There is a also a wider issue beyond the sales relationship, says Amy Mills, LinkedIn ANZ Director of Online Sales. In addition to being able to tie the brand activity to the sales outcome, she told Mi3: "CMOs need to increase their financial fluency overall in order to start that conversation with the C-suite to drive that investment."
CMO Benchmarking
More broadly on the new global B2B Benchmarking Report findings, Mills said LinkedIn is launching a CMO Scorecard that should at least equip B2B CMOs with ammunition for their arguments. It is designed to enable brands to benchmark performance against a competitive set, and ideally prove and improve the business impact of brand investments.
According to Mills, the new CMO Scorecard will provide brands with the creative media and outcome metrics that they should measure to show the effectiveness of their brand advertising.
"Our approach is going to focus on three key components - the first one will be creative. Most of our studies show that creative is most important to drive marketing effectiveness. So we're going to score creative impact by measuring attention, branding and the linkage to message association or key buying situations.

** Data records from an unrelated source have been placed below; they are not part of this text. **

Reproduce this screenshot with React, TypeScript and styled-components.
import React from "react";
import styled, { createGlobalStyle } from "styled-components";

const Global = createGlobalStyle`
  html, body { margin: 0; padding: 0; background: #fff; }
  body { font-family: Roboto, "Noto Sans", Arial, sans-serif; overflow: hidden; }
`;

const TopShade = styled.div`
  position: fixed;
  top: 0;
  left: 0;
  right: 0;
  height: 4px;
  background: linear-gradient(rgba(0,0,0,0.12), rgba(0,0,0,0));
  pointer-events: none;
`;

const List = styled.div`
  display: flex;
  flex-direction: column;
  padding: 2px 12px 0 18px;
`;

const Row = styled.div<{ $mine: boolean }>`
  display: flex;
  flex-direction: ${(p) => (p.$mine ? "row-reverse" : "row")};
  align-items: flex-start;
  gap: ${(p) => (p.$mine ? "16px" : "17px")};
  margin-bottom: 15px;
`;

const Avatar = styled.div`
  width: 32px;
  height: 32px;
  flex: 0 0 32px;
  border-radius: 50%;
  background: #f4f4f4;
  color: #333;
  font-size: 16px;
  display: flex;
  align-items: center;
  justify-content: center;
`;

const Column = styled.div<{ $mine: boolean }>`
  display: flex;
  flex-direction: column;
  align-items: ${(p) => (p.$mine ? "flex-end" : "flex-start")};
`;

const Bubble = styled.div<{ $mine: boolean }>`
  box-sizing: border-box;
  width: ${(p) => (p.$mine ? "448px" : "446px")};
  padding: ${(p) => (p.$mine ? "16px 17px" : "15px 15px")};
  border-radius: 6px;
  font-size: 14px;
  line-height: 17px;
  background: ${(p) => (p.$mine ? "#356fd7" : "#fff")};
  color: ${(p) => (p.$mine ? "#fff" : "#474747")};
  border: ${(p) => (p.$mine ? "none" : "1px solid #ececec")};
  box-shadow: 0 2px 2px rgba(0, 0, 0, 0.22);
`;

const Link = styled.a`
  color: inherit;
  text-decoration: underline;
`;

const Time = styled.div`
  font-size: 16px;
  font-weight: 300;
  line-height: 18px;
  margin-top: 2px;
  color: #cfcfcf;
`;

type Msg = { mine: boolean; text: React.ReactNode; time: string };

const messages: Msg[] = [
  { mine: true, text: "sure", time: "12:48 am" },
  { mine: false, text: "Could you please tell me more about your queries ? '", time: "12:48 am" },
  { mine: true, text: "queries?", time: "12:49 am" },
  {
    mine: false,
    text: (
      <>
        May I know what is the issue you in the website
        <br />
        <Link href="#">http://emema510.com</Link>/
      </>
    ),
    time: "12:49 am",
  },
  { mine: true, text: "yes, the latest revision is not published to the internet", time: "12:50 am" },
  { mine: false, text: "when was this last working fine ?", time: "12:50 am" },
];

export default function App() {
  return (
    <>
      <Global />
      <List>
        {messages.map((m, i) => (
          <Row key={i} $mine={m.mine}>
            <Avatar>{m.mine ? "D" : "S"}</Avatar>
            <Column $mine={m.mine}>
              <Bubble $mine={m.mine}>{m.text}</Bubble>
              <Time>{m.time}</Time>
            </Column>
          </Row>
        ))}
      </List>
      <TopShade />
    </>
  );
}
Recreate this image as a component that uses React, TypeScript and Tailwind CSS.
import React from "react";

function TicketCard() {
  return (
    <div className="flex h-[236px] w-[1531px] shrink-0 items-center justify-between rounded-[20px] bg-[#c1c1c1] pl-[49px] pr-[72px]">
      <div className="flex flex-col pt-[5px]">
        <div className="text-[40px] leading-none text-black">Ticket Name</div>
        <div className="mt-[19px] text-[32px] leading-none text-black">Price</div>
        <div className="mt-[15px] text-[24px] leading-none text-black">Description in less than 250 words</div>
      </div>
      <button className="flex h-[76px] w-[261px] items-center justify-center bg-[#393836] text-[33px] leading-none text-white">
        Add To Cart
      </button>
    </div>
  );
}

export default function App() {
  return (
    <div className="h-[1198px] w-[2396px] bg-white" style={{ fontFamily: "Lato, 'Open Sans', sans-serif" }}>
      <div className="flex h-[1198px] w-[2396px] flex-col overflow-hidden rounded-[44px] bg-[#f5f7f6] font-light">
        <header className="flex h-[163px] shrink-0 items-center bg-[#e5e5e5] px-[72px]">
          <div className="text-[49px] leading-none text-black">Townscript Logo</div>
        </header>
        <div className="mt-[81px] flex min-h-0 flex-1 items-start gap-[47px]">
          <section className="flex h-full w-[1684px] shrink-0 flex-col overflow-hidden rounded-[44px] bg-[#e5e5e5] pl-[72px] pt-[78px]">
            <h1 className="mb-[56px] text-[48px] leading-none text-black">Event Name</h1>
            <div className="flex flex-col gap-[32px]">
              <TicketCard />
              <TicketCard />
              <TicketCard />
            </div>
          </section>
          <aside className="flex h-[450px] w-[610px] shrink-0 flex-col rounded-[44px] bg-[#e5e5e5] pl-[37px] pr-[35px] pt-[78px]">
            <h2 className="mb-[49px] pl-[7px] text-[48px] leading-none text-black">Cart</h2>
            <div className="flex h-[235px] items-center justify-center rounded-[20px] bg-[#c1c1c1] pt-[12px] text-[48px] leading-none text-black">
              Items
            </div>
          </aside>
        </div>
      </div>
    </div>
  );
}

The second aspect of the scorecard after creative was media, she said. "It's really looking at driving the marketing effectiveness of media, which accounts for roughly 40 per cent of campaign effectiveness. When we're looking at scoring media impact, we're going to be measuring effectiveness and efficiency across the board.
The final scorecard component was on sales outcomes: "We're looking at sales outcomes, we want to score outcomes by measuring marketing metrics such as leads generated, or sales metrics, like meeting influence, or a number of connection requests accepted and now responded."
The tool will also include talent metrics, she said.